====== DATA FOR THIS EXERCISE ======

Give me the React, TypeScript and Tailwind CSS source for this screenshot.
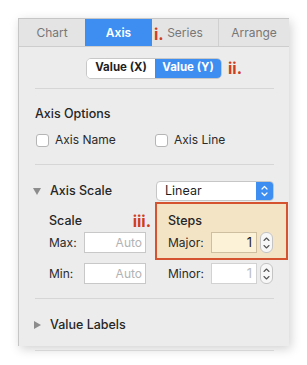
import React from "react";

const font = { fontFamily: "Inter, 'Liberation Sans', sans-serif" };

function Stepper() {
  return (
    <div className="ml-[3px] flex h-[21px] w-[13px] flex-col items-center justify-center rounded-[6px] border border-[#c4c4c4] bg-[#f7f7f7]">
      <svg width="7" height="16" viewBox="0 0 7 16" fill="none" stroke="#555" strokeWidth="1.1" strokeLinecap="round" strokeLinejoin="round">
        <path d="M1 5.5 L3.5 3 L6 5.5" />
        <path d="M1 10.5 L3.5 13 L6 10.5" />
      </svg>
    </div>
  );
}

function Checkbox({ label }: { label: string }) {
  return (
    <div className="flex items-center">
      <div className="h-[13px] w-[13px] rounded-[3px] border border-[#b5b5b5] bg-white" />
      <span className="ml-[6px] text-[12px] text-[#2a2a2a]">{label}</span>
    </div>
  );
}

export default function App() {
  return (
    <div className="h-[365px] w-[307px] bg-white pl-[18px] pt-[18px]" style={font}>
      <div className="relative h-[328px] w-[271px] border-l border-t border-[#c6c6c6] bg-[#ececec] shadow-[2px_3px_10px_rgba(0,0,0,0.18)]">
        {/* tabs */}
        <div className="flex h-[28px] border-b border-[#cdcdcd] bg-[#e4e4e4] text-[12px]">
          <div className="flex w-[66px] items-center justify-center text-[#777]">Chart</div>
          <div className="flex w-[67px] items-center justify-center bg-[#3d8ef0] font-semibold text-white">Axis</div>
          <div className="relative flex w-[67px] items-center justify-center border-r border-[#d0d0d0] text-[#777]">
            <span className="absolute left-[2px] top-[3px] text-[16px] font-bold text-[#cf3d20]">i.</span>
            Series
          </div>
          <div className="flex flex-1 items-center justify-center text-[#777]">Arrange</div>
        </div>

        {/* segmented */}
        <div className="mt-[9px] flex items-center pl-[67px]">
          <div className="flex h-[21px] w-[136px] overflow-hidden rounded-[5px] border border-[#c8c8c8] text-[11.5px] font-bold">
            <div className="flex w-[68px] items-center justify-center bg-white text-[#1f1f1f]">Value (X)</div>
            <div className="flex flex-1 items-center justify-center bg-[#3d8ef0] text-white">Value (Y)</div>
          </div>
          <span className="ml-[6px] text-[16px] font-bold text-[#cf3d20]">ii.</span>
        </div>

        <div className="pl-[16px] pr-[15px]">
          <div className="mt-[8px] h-px bg-[#d6d6d6]" />

          {/* Axis options */}
          <div className="mt-[17px] text-[12.5px] font-medium leading-[16px] text-[#262626]">Axis Options</div>
          <div className="mt-[9px] flex pl-px">
            <div className="w-[119px]">
              <Checkbox label="Axis Name" />
            </div>
            <Checkbox label="Axis Line" />
          </div>
          <div className="mt-[15px] h-px bg-[#d6d6d6]" />

          {/* Axis scale */}
          <div className="mt-[16px] flex h-[20px] items-center">
            <svg width="8" height="7" viewBox="0 0 8 7" className="ml-[-2px]">
              <path d="M0 0 L8 0 L4 7 Z" fill="#8c8c8c" />
            </svg>
            <span className="ml-[9px] text-[12.5px] font-medium text-[#262626]">Axis Scale</span>
            <div className="ml-auto flex h-[20px] w-[118px] overflow-hidden rounded-[4px] border border-[#c6c6c6] bg-white">
              <span className="flex-1 pl-[8px] text-[12.5px] leading-[18px] text-[#1f1f1f]">Linear</span>
              <div className="flex w-[17px] items-center justify-center bg-[#3d8ef0]">
                <svg width="7" height="14" viewBox="0 0 7 14" fill="none" stroke="white" strokeWidth="1.2" strokeLinecap="round" strokeLinejoin="round">
                  <path d="M1 5 L3.5 2.5 L6 5" />
                  <path d="M1 9 L3.5 11.5 L6 9" />
                </svg>
              </div>
            </div>
          </div>

          <div className="mt-px flex items-start">
            {/* left column */}
            <div className="w-[120px] shrink-0 pl-[14px] pt-[11px]">
              <div className="flex h-[16px] items-center justify-between pr-[4px]">
                <span className="text-[12.5px] font-medium text-[#262626]">Scale</span>
                <span className="text-[16px] font-bold text-[#cf3d20]">iii.</span>
              </div>
              <div className="mt-[3px] flex items-center">
                <span className="w-[35px] text-[12px] text-[#2a2a2a]">Max:</span>
                <div className="flex h-[21px] w-[62px] items-center justify-end border border-[#c8c8c8] bg-white pr-[3px] text-[12px] text-[#b3b3b3]">Auto</div>
              </div>
              <div className="mt-[10px] flex items-center">
                <span className="w-[35px] text-[12px] text-[#2a2a2a]">Min:</span>
                <div className="flex h-[21px] w-[62px] items-center justify-end border border-[#c8c8c8] bg-white pr-[3px] text-[12px] text-[#b3b3b3]">Auto</div>
              </div>
            </div>

            {/* right column */}
            <div className="w-[133px] shrink-0">
              <div className="h-[58px] border-2 border-[#d5532f] bg-[#f4e4c6] pl-[11px] pt-[9px]">
                <div className="h-[16px] text-[12.5px] font-medium leading-[16px] text-[#262626]">Steps</div>
                <div className="mt-[3px] flex items-center">
                  <span className="w-[43px] text-[12px] text-[#2a2a2a]">Major:</span>
                  <div className="flex h-[21px] w-[46px] items-center justify-end border border-[#cdbf9f] bg-[#fcf2d8] pr-[4px] text-[13px] text-[#1f1f1f]">1</div>
                  <Stepper />
                </div>
              </div>
              <div className="mt-[3px] flex items-center pl-[13px]">
                <span className="w-[43px] text-[12px] text-[#2a2a2a]">Minor:</span>
                <div className="flex h-[21px] w-[46px] items-center justify-end border border-[#d2d2d2] bg-white pr-[4px] text-[13px] text-[#bdbdbd]">1</div>
                <Stepper />
              </div>
            </div>
          </div>

          <div className="mt-[14px] h-px bg-[#d6d6d6]" />

          {/* Value labels */}
          <div className="mt-[18px] flex h-[16px] items-center">
            <svg width="7" height="8" viewBox="0 0 7 8" className="ml-[-1px]">
              <path d="M0 0 L7 4 L0 8 Z" fill="#8c8c8c" />
            </svg>
            <span className="ml-[9px] text-[12.5px] font-medium text-[#262626]">Value Labels</span>
          </div>
          <div className="mt-[17px] h-px bg-[#d6d6d6]" />
        </div>
      </div>
    </div>
  );
}
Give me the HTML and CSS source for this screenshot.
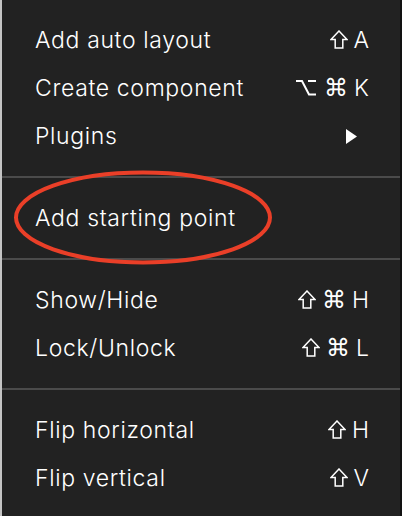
FILE: index.html
```html
<!DOCTYPE html>
<html>
<head>
<meta charset="utf-8">
<link rel="stylesheet" href="styles.css">
</head>
<body>
<div class="menu">
  <div class="section">
    <div class="row"><span class="label">Add auto layout</span><span class="keys"><svg class="shift" width="18" height="19" viewBox="0 0 18 19"><path d="M9 1 L17 9.5 L12.8 9.5 L12.8 18 L5.2 18 L5.2 9.5 L1 9.5 Z" fill="none" stroke="#fff" stroke-width="1.5"/></svg><span>A</span></span></div>
    <div class="row"><span class="label">Create component</span><span class="keys"><svg class="opt" width="20" height="17" viewBox="0 0 20 17"><path d="M0 2 H6 L13 15.5 H20 M12 2 H20" fill="none" stroke="#fff" stroke-width="2"/></svg><span class="sym">⌘</span><span>K</span></span></div>
    <div class="row"><span class="label">Plugins</span><span class="arrow"><svg width="11" height="15" viewBox="0 0 11 15"><path d="M0 0 L11 7.5 L0 15 Z" fill="#fff"/></svg></span></div>
  </div>
  <div class="section">
    <div class="row"><span class="label">Add starting point</span></div>
  </div>
  <div class="section">
    <div class="row"><span class="label">Show/Hide</span><span class="keys"><svg class="shift" width="18" height="19" viewBox="0 0 18 19"><path d="M9 1 L17 9.5 L12.8 9.5 L12.8 18 L5.2 18 L5.2 9.5 L1 9.5 Z" fill="none" stroke="#fff" stroke-width="1.5"/></svg><span class="sym">⌘</span><span>H</span></span></div>
    <div class="row"><span class="label">Lock/Unlock</span><span class="keys"><svg class="shift" width="18" height="19" viewBox="0 0 18 19"><path d="M9 1 L17 9.5 L12.8 9.5 L12.8 18 L5.2 18 L5.2 9.5 L1 9.5 Z" fill="none" stroke="#fff" stroke-width="1.5"/></svg><span class="sym">⌘</span><span>L</span></span></div>
  </div>
  <div class="section">
    <div class="row"><span class="label">Flip horizontal</span><span class="keys"><svg class="shift" width="18" height="19" viewBox="0 0 18 19"><path d="M9 1 L17 9.5 L12.8 9.5 L12.8 18 L5.2 18 L5.2 9.5 L1 9.5 Z" fill="none" stroke="#fff" stroke-width="1.5"/></svg><span>H</span></span></div>
    <div class="row"><span class="label">Flip vertical</span><span class="keys"><svg class="shift" width="18" height="19" viewBox="0 0 18 19"><path d="M9 1 L17 9.5 L12.8 9.5 L12.8 18 L5.2 18 L5.2 9.5 L1 9.5 Z" fill="none" stroke="#fff" stroke-width="1.5"/></svg><span>V</span></span></div>
  </div>
  <svg class="circle" width="402" height="516" viewBox="0 0 402 516">
    <ellipse cx="143" cy="217.5" rx="127" ry="45" fill="none" stroke="#ea3f28" stroke-width="4"/>
  </svg>
</div>
</body>
</html>
```

FILE: styles.css
```css
html, body {
  margin: 0;
  padding: 0;
}
body {
  width: 402px;
  height: 516px;
  overflow: hidden;
  background: #c4c4c4;
  font-family: Inter, "Noto Sans", sans-serif;
}
.menu {
  position: relative;
  margin-left: 2px;
  width: 398px;
  height: 516px;
  background: #222222;
  border-right: 2px solid #121212;
  color: #ffffff;
}
.section {
  padding: 16px 0;
  border-bottom: 2px solid #4b4b4b;
}
.section:last-of-type {
  border-bottom: none;
}
.row {
  height: 48px;
  display: flex;
  align-items: center;
  justify-content: space-between;
  padding: 0 31px 0 33px;
  font-size: 23px;
  font-weight: 350;
  letter-spacing: 0.65px;
}
.keys {
  display: flex;
  align-items: center;
  gap: 6px;
  letter-spacing: 0;
}
.shift {
  margin-top: -2px;
}
.opt {
  margin-right: 2px;
  margin-top: -2px;
}
.sym {
  font-family: "DejaVu Sans", sans-serif;
  font-size: 24px;
  font-weight: 400;
}
.arrow {
  display: flex;
  margin-right: 12px;
}
.circle {
  position: absolute;
  left: -2px;
  top: 0;
  pointer-events: none;
}
```
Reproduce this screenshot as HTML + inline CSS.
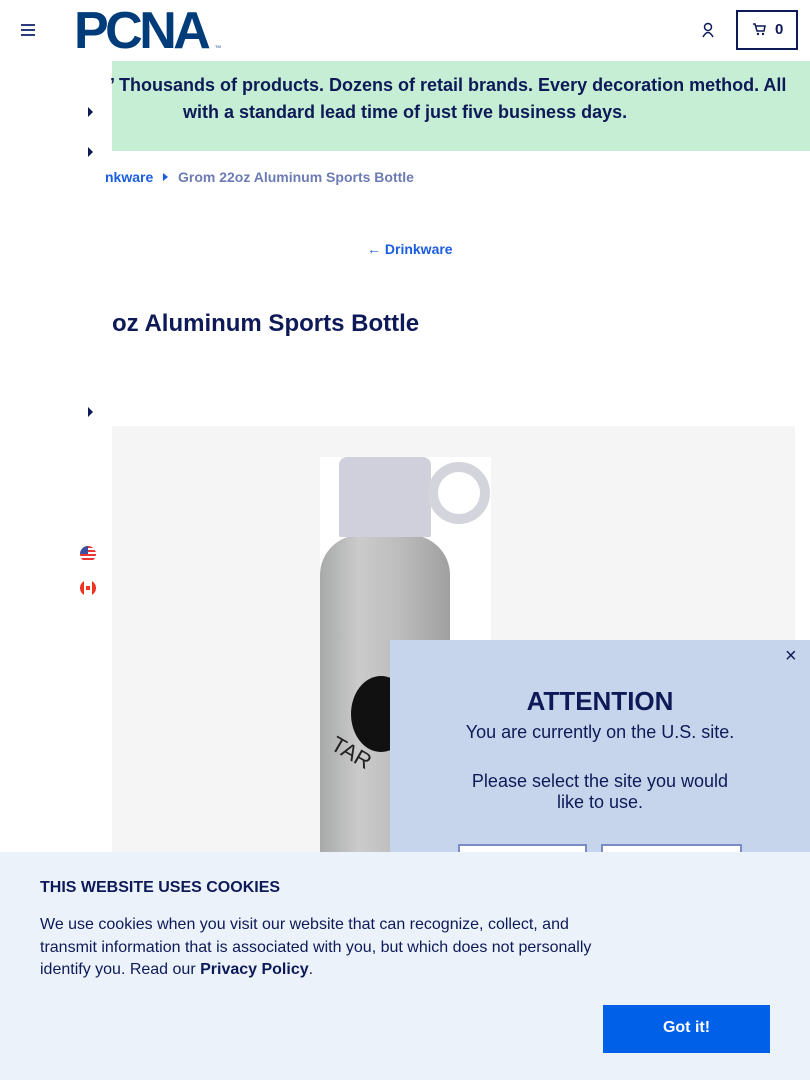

======

• [TASK] Find each line that has the word "source", then copy it out.

• [CORRECT RESPONSE]
Give me the React, TypeScript and Tailwind CSS source for this screenshot.
Give me the HTML and CSS source for this screenshot.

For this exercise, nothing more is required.